Yesterday, I detailed my struggles with creative writing. And yet throughout the ongoing war with bad writing and my doubts relating thereto, science fiction (SF) has always been there as a sort of talisman, something to read and reinforcing my love of future- and technology-minded literature, both as something to read and something to write.
Why I Read SF
Not too surprisingly for a GenXer, I got sucked into SF courtesy of Star Wars and Star Trek. SF fans got me to read “real” or hard SF (as opposed to space opera), which generally meant “Golden Age” writers such as Arthur C. Clarke, Ray Bradbury, and Isaac Asimov. As I got older, my tastes, politics, and interests shifted a bit. I shifted to Robert A. Heinlein, Larry Niven, Jerry Pournelle, Kim Stanley Robinson, Robert Silverberg, and Frank Herbert, plus a lot of one-off titles that I often grabbed based on the cover art or the blurb on the back of the book.
The common elements in all of these novels (and short stories) included a focus on the future…often more technologically advanced and better in some social matters than the present. Perhaps that was what I needed in my moody and bully-populated adolescence: a focus on and belief in a better future. I absolutely needed that sort of attitude at that age because my contemporary circumstances sucked.
SF also featured a lot of brainy or intellectual characters as heroes, which was something I appreciated as someone who was small, thin, weak, bookish, non-athletic, and clumsy. Characters in SF weren’t always klutzy (though the works of Frederik Pohl were more obviously flawed than most), but they were clearly brain-forward and often the worlds they lived in respected that intellectual ability.
Why I Write SF
My fiction writing has tended to be in a science fiction mode. Even when I write “stories” (narratives might be a better description–see yesterday’s post) about more typical problems like personal growth or romance, they are often placed somewhere in a science-fictional, future world. Current problems don’t excite or inspire me. So I’ve tended to write about the future, with the message being that it will be better.

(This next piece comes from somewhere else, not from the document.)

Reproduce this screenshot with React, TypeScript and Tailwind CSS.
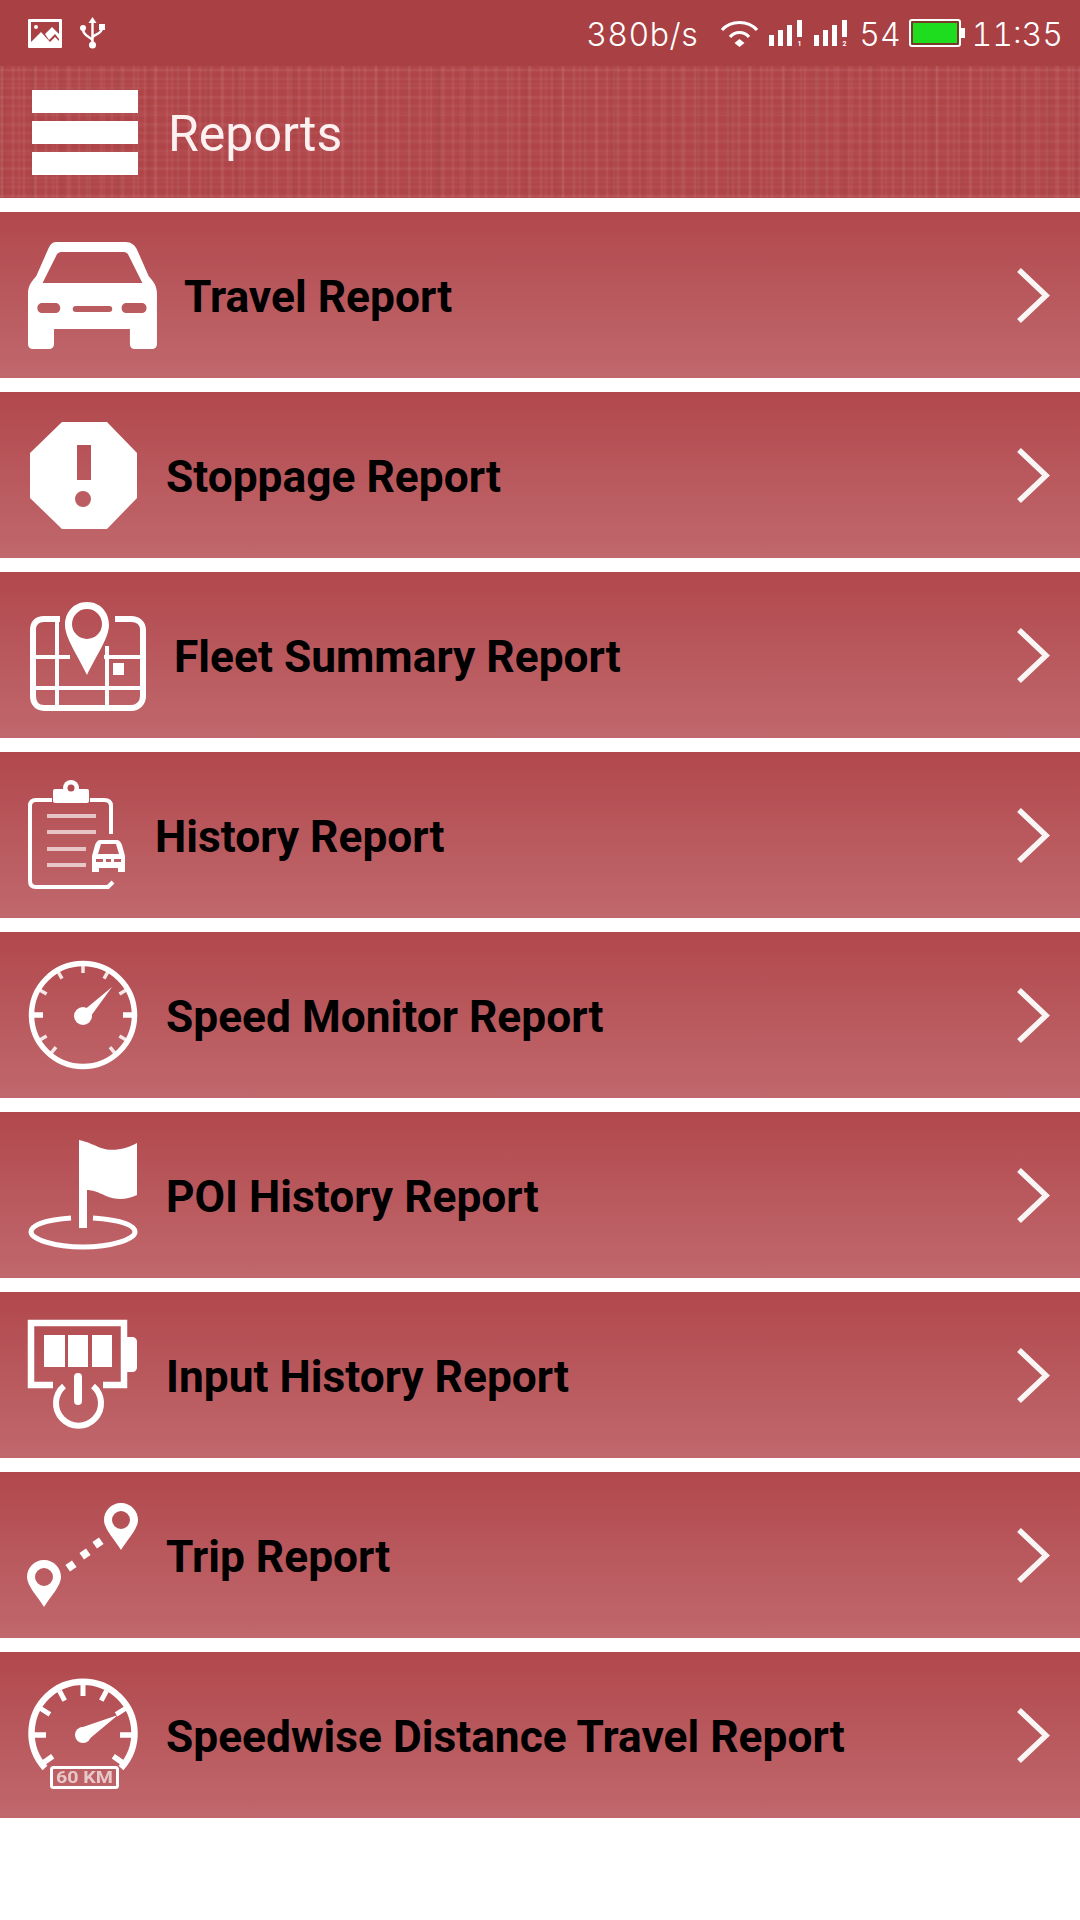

My ghost-writer buddy Laura suggested that I make that sort of fiction my focus, .
Focus on the message or the experience you’d like your reader to have. I write for my younger self. My main message that I wanted 12 year old Laura to receive was one of self empowerment/self belief and also belief in a very cool future. So I wrote into that.
And really that makes sense. It’s like my blog, which provides practical career advice to my younger (22-year-old) self in the hopes of helping other English majors find a fulfilling way to use their skills and pay the bills. Perhaps I should go back through my younger years and consider writing stories that younger Bart would have loved and found inspirational. There are still kids being bullied in this world, and they’re being fed a ton of dystopian fiction. It would be nice if they read about a better future that’s worth living for, yes?